Lisa Hollingsworth-Segedy, AICP, Associate Director, River Restoration Program
October 11, 2012 | Water Pollution


How has the Clean Water Act impacted your life? For those of us who were born before the Clean Water Act was passed into law in 1972, we interpret this law through the eyes of the Baby Boomers Generation.


Monongahela River, WV

Monongahela River, WV | Jeffrey Turner

I remember watching TV news coverage of the Cuyahoga River on fire.  I remember wondering how a river could be so polluted that it could burn. 

The next year, my class held a schoolyard cleanup as part of the first Earth Day event, and we all received “Ecology Flag” stickers for participating.  I remember the establishment of the Environmental Protection Agency and the passage of the Clean Water Act, because we discussed in earth science class how it would require wastewater to be treated before being returned to rivers.   

Little did I know then that my passion and my career path would never stray far from this foundational law that has helped transform rivers like the burning Cuyahoga and the “red and dead” Monongahela to supporting record mayfly hatches and thriving fisheries. 

My career has positioned me to witness the resilience of rivers.  What took millennia to create and a less than a century to despoil has regenerated in my lifetime.  Our rivers are so greatly improved by 40 years of Clean Water Act implementation, yet so vulnerable to shortsighted assumptions that the work has already been done, or that economic recovery can only be achieved by abandoning environmental regulations. 

I look forward to a future of innovation that balances economic stability and continued resource protection.

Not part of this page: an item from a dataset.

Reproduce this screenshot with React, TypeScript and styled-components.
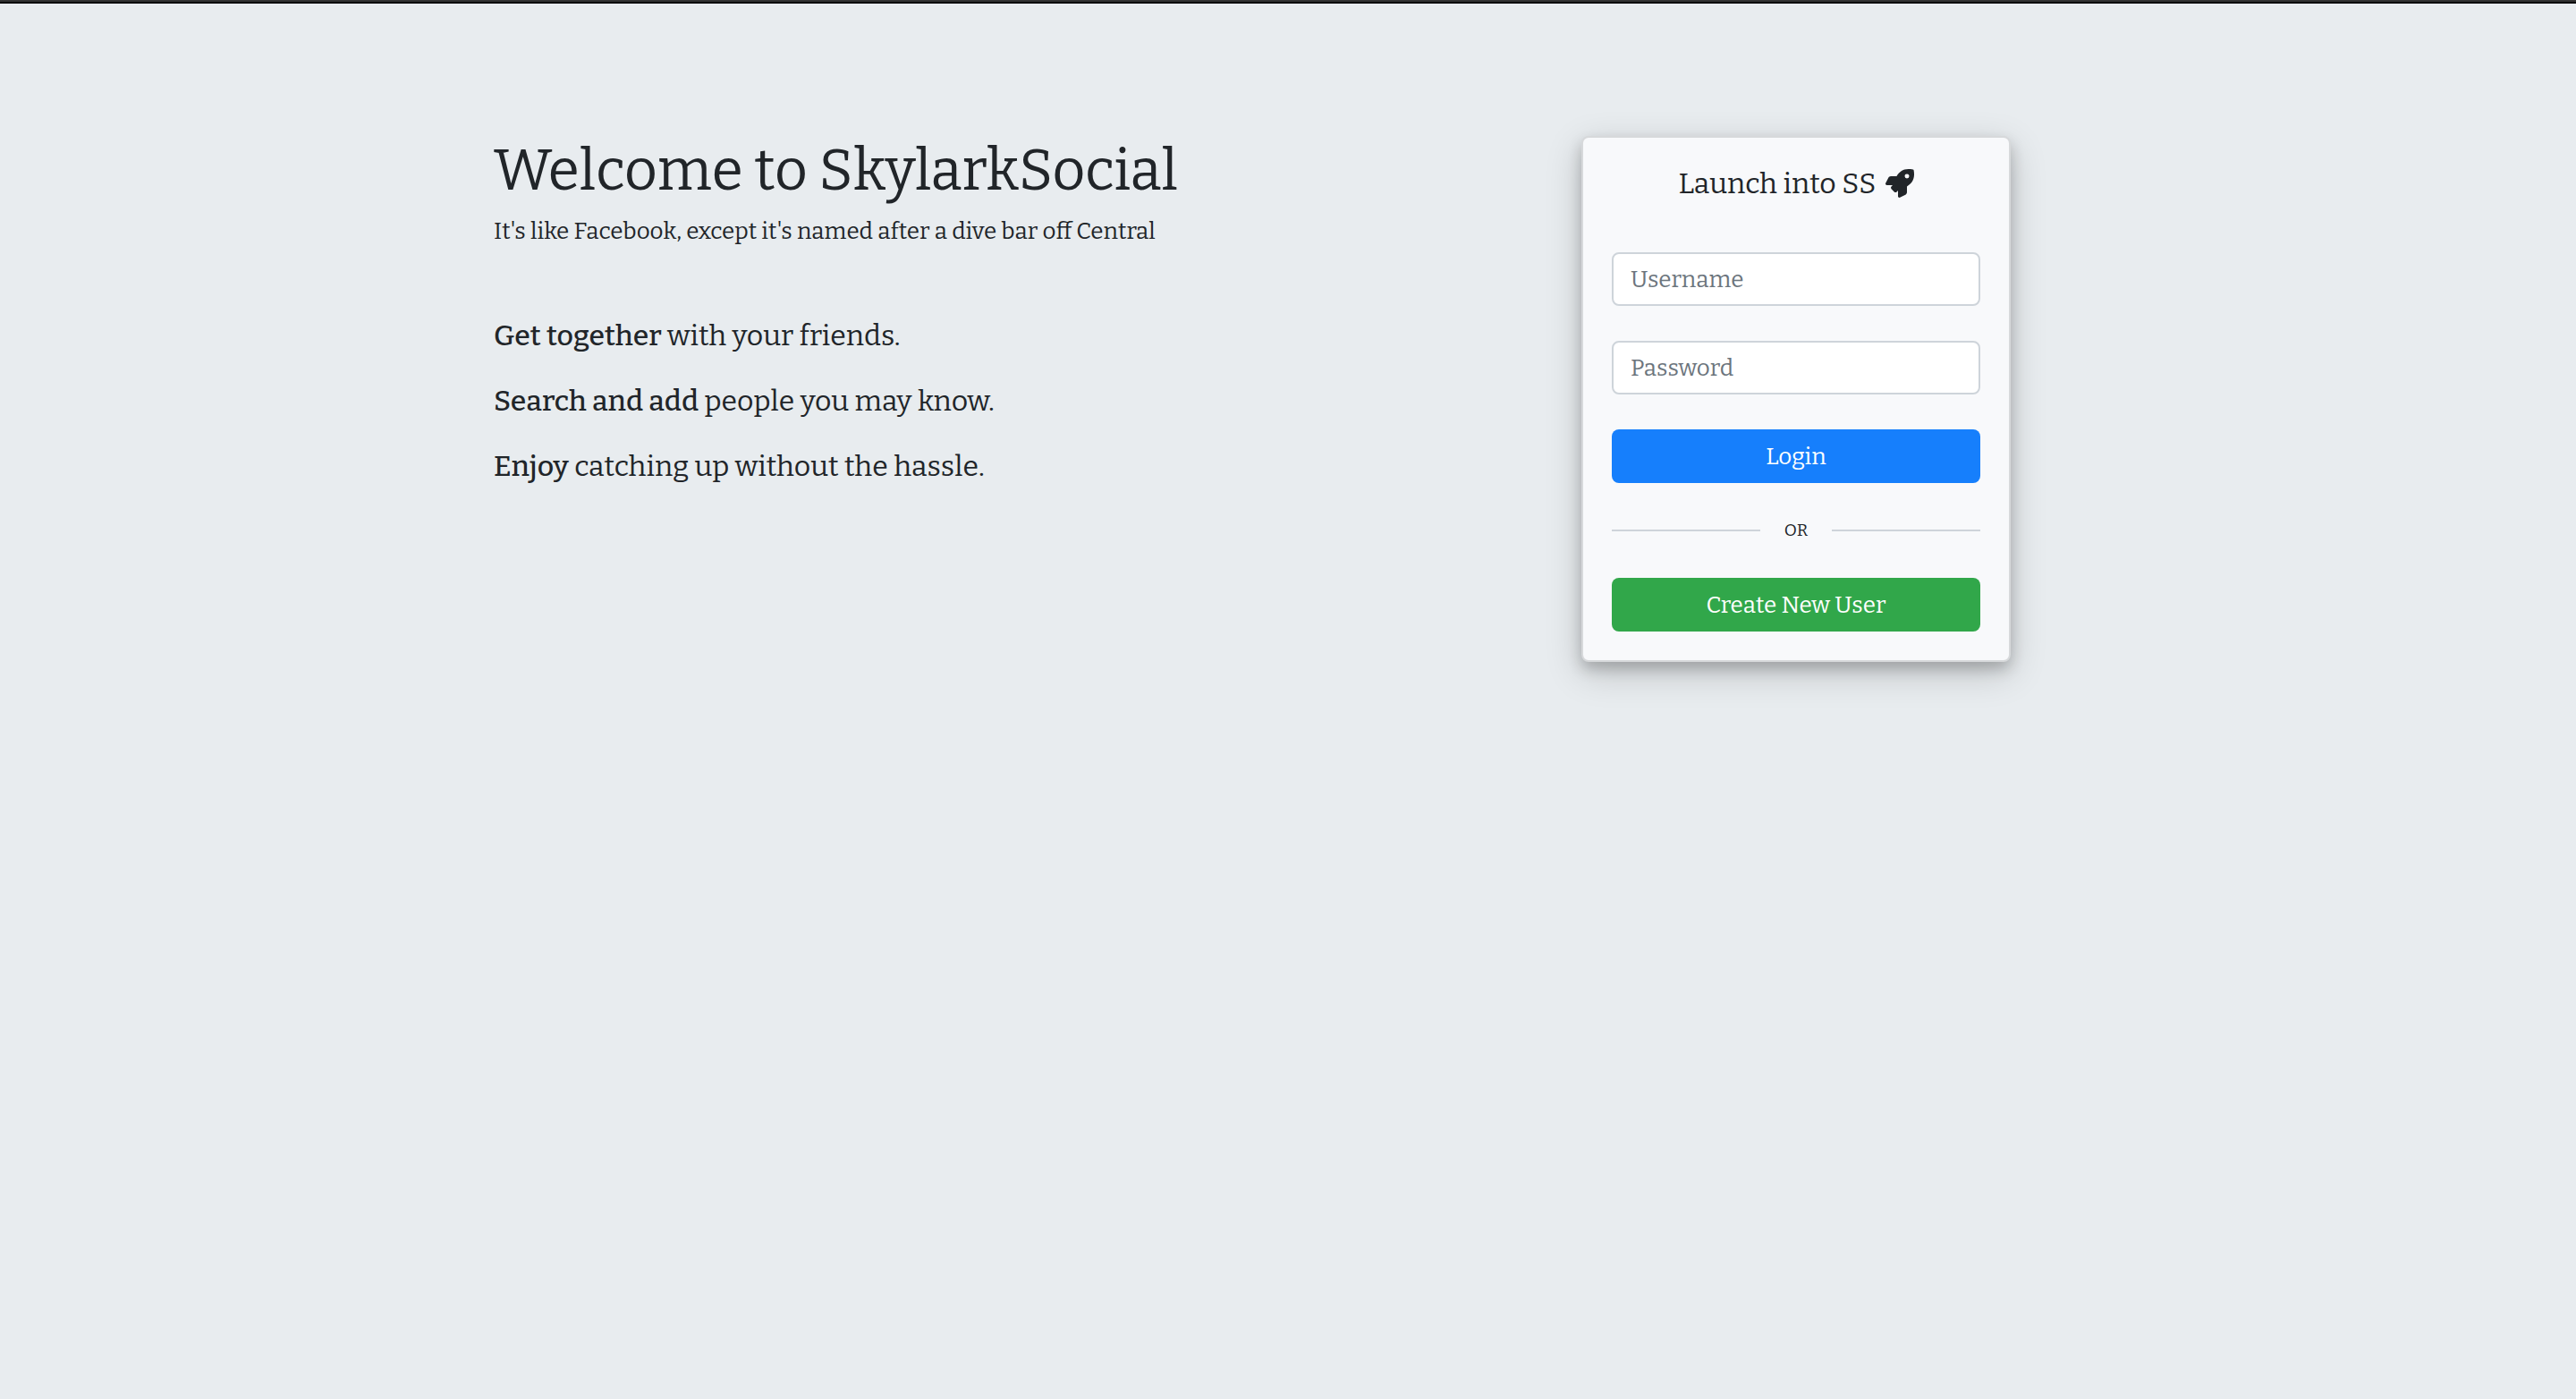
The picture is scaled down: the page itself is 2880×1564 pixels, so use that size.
import React from "react";
import styled, { createGlobalStyle } from "styled-components";
import { FaRocket } from "react-icons/fa";

const GlobalStyle = createGlobalStyle`
  *, *::before, *::after { box-sizing: border-box; }
  html { background: #e8ecef; }
  body {
    margin: 0;
    min-height: 100vh;
    background: #e8ecef;
    color: #212529;
    font-family: Bitter, "DejaVu Serif Condensed", "DejaVu Serif", serif;
    font-size: 26px;
    line-height: 38px;
  }
`;

const TopBar = styled.div`
  height: 4px;
  background: #333;
  border-bottom: 2px solid #000;
`;

const Container = styled.main`
  max-width: 1776px;
  margin: 0 auto;
  padding: 148px 0 64px;
  display: grid;
  grid-template-columns: 1fr 640px;
  align-items: start;
`;

const Title = styled.h1`
  margin: 0 0 10px;
  font-size: 64px;
  font-weight: 400;
  line-height: 78px;
`;

const Tagline = styled.p`
  margin: 0;
`;

const Features = styled.div`
  display: grid;
  gap: 25px;
  margin-top: 73px;
  font-size: 32px;
  line-height: 48px;
`;

const Feature = styled.p`
  margin: 0;
`;

const Strong = styled.span`
  font-weight: 500;
`;

const Card = styled.section`
  justify-self: center;
  width: 480px;
  padding: 32px;
  border: 2px solid #d7d9db;
  border-radius: 8px;
  background: #f8f9fb;
  box-shadow: 0 8px 16px rgba(0, 0, 0, 0.2), 0 12px 40px rgba(0, 0, 0, 0.19);
`;

const CardTitle = styled.h2`
  display: flex;
  justify-content: center;
  align-items: center;
  gap: 10px;
  margin: 0 0 58px;
  font-size: 32px;
  font-weight: 400;
  line-height: 38px;
`;

const Form = styled.form`
  display: grid;
  gap: 39px;
`;

const Field = styled.input`
  width: 100%;
  height: 60px;
  padding: 0 19px;
  border: 2px solid #ced4da;
  border-radius: 8px;
  background: #fff;
  color: #495057;
  font: inherit;
  &::placeholder { color: #6c757d; opacity: 1; }
`;

const Button = styled.button<{ $color: string }>`
  width: 100%;
  height: 60px;
  padding: 2px 0 0;
  border: 0;
  border-radius: 8px;
  background: ${(p) => p.$color};
  color: #fff;
  font: inherit;
`;

const Divider = styled.div`
  display: flex;
  align-items: center;
  gap: 27px;
  margin: 38px 0;
  font-size: 19px;
  line-height: 30px;
  &::before, &::after {
    content: "";
    flex: 1;
    height: 2px;
    background: #ced4da;
  }
`;

export default function App() {
  return (
    <>
      <GlobalStyle />
      <TopBar />
      <Container>
        <div>
          <Title>Welcome to SkylarkSocial</Title>
          <Tagline>It's like Facebook, except it's named after a dive bar off Central</Tagline>
          <Features>
            <Feature><Strong>Get together</Strong> with your friends.</Feature>
            <Feature><Strong>Search and add</Strong> people you may know.</Feature>
            <Feature><Strong>Enjoy</Strong> catching up without the hassle.</Feature>
          </Features>
        </div>
        <Card>
          <CardTitle>
            Launch into SS <FaRocket size={32} aria-hidden />
          </CardTitle>
          <Form onSubmit={(e) => e.preventDefault()}>
            <Field type="text" placeholder="Username" aria-label="Username" />
            <Field type="password" placeholder="Password" aria-label="Password" />
            <Button type="submit" $color="#167ffc">Login</Button>
          </Form>
          <Divider>OR</Divider>
          <Button type="button" $color="#31a74a">Create New User</Button>
        </Card>
      </Container>
    </>
  );
}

How has the Clean Water Act impacted your life? Let us know in the comments below or on Facebook


Comments List

Submitted by Terril Shorb at: January 21, 2013

Hello Lisa, Thanks for your comments on how you and other members of the Baby Boom generation were instrumental in helping to establish some of our greatest conservation programs and protections. This is a refreshing change from the usual media blather about how we Boomers are trashing the planet, etc., etc. Part of my Sustainable Community Development work at Prescott College is to appeal for inter-generational cooperation and I let my younger students know that many "elders" were very much active related to environmental protection. Feel free to share a bit more about this, if you like.